Search the records below for the word "components" and show every line where it occurs.

Task material:
⁂
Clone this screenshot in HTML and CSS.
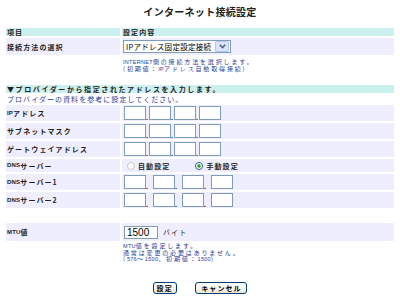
⁂
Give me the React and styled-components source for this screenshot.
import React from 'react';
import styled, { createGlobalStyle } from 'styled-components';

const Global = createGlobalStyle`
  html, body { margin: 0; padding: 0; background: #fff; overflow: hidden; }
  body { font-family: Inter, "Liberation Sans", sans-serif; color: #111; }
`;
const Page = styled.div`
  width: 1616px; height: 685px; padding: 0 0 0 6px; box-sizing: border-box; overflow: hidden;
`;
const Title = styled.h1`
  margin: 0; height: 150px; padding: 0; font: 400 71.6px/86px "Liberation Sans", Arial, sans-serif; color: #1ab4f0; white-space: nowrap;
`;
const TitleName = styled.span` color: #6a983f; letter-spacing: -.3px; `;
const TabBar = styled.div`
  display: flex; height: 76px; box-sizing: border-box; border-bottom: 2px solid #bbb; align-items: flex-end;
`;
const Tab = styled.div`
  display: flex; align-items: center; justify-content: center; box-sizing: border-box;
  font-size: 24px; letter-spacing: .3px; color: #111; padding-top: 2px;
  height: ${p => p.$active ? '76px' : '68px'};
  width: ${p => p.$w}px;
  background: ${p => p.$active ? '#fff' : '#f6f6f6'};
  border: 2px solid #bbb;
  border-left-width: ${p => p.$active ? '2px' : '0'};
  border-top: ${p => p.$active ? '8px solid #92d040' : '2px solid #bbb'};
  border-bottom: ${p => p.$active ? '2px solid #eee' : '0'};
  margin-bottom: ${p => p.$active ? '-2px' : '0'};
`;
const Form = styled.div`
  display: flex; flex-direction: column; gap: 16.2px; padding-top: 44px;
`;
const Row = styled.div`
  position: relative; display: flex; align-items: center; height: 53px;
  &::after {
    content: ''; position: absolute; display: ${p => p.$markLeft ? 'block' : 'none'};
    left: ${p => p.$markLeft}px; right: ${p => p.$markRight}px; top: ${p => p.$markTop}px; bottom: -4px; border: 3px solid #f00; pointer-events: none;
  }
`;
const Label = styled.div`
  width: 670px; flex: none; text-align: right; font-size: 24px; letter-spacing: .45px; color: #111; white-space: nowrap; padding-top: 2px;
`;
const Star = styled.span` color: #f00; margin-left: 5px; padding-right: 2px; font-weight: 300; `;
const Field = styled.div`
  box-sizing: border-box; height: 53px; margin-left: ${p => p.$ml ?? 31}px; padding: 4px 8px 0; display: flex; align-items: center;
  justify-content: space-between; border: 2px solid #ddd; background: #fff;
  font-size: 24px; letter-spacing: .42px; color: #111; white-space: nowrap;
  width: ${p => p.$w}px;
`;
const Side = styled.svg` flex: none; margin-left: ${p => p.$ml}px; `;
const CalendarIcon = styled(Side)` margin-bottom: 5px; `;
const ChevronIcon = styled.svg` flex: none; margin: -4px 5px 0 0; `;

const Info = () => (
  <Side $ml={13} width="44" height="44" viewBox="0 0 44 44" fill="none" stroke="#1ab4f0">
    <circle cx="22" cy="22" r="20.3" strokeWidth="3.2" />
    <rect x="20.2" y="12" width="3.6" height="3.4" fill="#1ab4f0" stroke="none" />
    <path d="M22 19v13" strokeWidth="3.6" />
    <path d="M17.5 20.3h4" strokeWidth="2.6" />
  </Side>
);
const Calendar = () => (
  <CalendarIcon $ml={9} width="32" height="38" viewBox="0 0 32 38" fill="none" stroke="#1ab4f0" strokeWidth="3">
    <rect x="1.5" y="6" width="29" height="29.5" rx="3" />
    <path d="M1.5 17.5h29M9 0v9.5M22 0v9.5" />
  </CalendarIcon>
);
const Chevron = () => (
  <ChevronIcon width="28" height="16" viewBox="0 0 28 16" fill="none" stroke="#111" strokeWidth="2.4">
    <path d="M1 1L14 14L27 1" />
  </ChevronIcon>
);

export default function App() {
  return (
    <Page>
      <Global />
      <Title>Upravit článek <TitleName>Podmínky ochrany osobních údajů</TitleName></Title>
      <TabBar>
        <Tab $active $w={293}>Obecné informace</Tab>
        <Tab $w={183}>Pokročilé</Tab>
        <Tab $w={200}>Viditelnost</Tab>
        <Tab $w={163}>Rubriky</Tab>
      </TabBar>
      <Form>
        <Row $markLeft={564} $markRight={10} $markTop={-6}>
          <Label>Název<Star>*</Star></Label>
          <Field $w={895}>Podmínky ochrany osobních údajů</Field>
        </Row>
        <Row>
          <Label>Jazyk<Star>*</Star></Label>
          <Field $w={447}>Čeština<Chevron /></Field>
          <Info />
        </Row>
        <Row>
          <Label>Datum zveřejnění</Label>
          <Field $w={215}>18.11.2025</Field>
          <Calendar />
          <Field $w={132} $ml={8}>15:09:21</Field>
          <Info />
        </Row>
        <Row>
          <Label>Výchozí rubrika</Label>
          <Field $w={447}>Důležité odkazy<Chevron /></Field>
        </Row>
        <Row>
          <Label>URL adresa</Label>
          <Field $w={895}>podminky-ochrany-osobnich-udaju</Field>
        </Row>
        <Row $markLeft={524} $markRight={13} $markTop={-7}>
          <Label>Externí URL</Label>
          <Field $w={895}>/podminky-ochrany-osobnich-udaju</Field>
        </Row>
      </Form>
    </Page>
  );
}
⁂
Exercise answer:
Give me the React and styled-components source for this screenshot.
import styled, { createGlobalStyle } from 'styled-components';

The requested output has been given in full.